Let’s use a fictional restaurant, Gabbi’s Pizza, as an example of how to apply the above methodology. A family-friendly pizza parlor, their most profitable menu items are appetizers, multi-topping pizzas, and beers. Wednesdays were typically their slowest night of the week, but a new “Kids Eat Free” special has turned Wednesdays into their busiest. Their semi-fictional buyer persona, 37-year-old Dan the Dad, is tired of cooking for his family by Wednesday but doesn’t want to forego precious family time with his young children and wife. He frequently uses email as a means of communication and Google to search for new restaurants.
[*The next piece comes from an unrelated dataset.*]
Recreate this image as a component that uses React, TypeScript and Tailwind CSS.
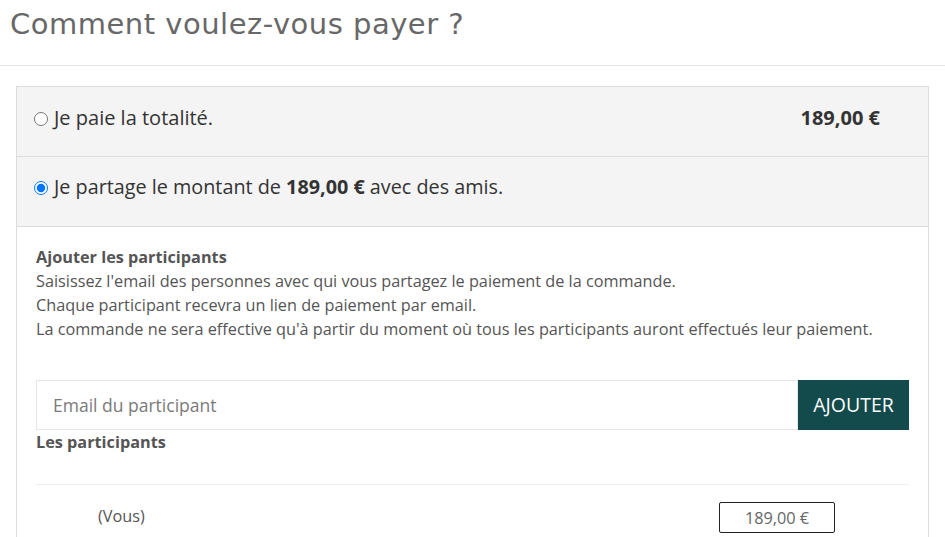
import { useState } from "react";

function App() {
  const [mode, setMode] = useState<"all" | "share">("share");
  const [email, setEmail] = useState("");

  return (
    <div className="min-h-screen bg-white font-['Open_Sans',sans-serif] text-[#333]">
      <div className="h-[66px] border-b border-[#e6e6e6] pl-[10px] pt-[1px]">
        <h1 className="font-['DejaVu_Sans',sans-serif] text-[29px] leading-[46px] font-normal tracking-[0.5px] text-[#686868]">
          Comment voulez-vous payer ?
        </h1>
      </div>

      <div className="ml-[16px] mt-[20px] w-[913px] border border-[#dcdcdc]">
        <label className="flex h-[69px] cursor-pointer items-start bg-[#f4f4f4] pl-[17px] pr-[48px] pt-[17px]">
          <input
            type="radio"
            name="mode"
            className="mt-[8px] h-[14px] w-[14px] shrink-0"
            checked={mode === "all"}
            onChange={() => setMode("all")}
          />
          <span className="ml-[6px] flex-1 text-[20px] leading-[28px]">Je paie la totalité.</span>
          <span className="text-[20px] leading-[28px] font-bold">189,00 €</span>
        </label>
        <label className="flex h-[70px] cursor-pointer items-start border-t border-[#dcdcdc] bg-[#f4f4f4] pl-[17px] pt-[16px]">
          <input
            type="radio"
            name="mode"
            className="mt-[8px] h-[14px] w-[14px] shrink-0"
            checked={mode === "share"}
            onChange={() => setMode("share")}
          />
          <span className="ml-[6px] text-[19.8px] leading-[28px]">
            Je partage le montant de <b>189,00 €</b> avec des amis.
          </span>
        </label>

        <div className="border-t border-[#dcdcdc] px-[19px] pt-[18px] pb-[4px] text-[16.25px] leading-[24px] text-[#555]">
          <p className="font-bold">Ajouter les participants</p>
          <p>Saisissez l'email des personnes avec qui vous partagez le paiement de la commande.</p>
          <p>Chaque participant recevra un lien de paiement par email.</p>
          <p>La commande ne sera effective qu'à partir du moment où tous les participants auront effectués leur paiement.</p>

          <div className="mt-[39px] flex h-[50px]">
            <input
              className="h-full flex-1 border border-[#e6e6e6] px-[16px] text-[17.5px] text-[#555] outline-none placeholder:text-[#7a7a7a]"
              placeholder="Email du participant"
              value={email}
              onChange={(e) => setEmail(e.target.value)}
            />
            <button
              type="button"
              className="h-full w-[111px] bg-[#134a4c] text-[19.5px] text-white"
            >
              AJOUTER
            </button>
          </div>
          <p className="font-bold">Les participants</p>

          <div className="mt-[30px] border-t border-[#efefef] pt-[17px]">
            <div className="flex items-center">
              <span className="ml-[62px] mt-[-3px] flex-1 text-[#555]">(Vous)</span>
              <span className="mr-[74px] flex h-[31px] w-[116px] items-center justify-center rounded-[2px] border border-[#222] text-[#666]">
                189,00 €
              </span>
            </div>
          </div>
        </div>
      </div>
    </div>
  );
}

export default App;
He is more likely to choose a restaurant with good reviews and a family-friendly atmosphere.

In order to evaluate how likely our strategy is to convert Dan, we need to measure how effective our touchpoints with him are at eliciting meaningful interactions. Gabbi’s marketing team uses HubSpot to measure email opens associated with their kids night special as well as the click rate on the call-to-action that brings customers to the site to learn more about the weekly specials. After customers have visited the restaurant, they’re issued a reviews workflow in order to bring more reviews to the Google business page and gather feedback about where there’s room for improvement. Measuring these interactions helps us gauge not only where Gabbi’s is with building a long-term relationship with these ideal buyers but also how close they are to the ultimate goal of sustainable, consistent revenue growth.

Although ROI is almost certainly the ultimate goal of any marketing campaign, understanding what factors drive that revenue stream is the means by which a successful marketing strategy is calibrated and measured. Most importantly, a flash-in-the pan influx in revenue might be impressive up front, but it isn’t likely to create the kind of trust and authority with an ideal buyer with valuable lifetime loyalty necessary for long-term sustainable growth and success.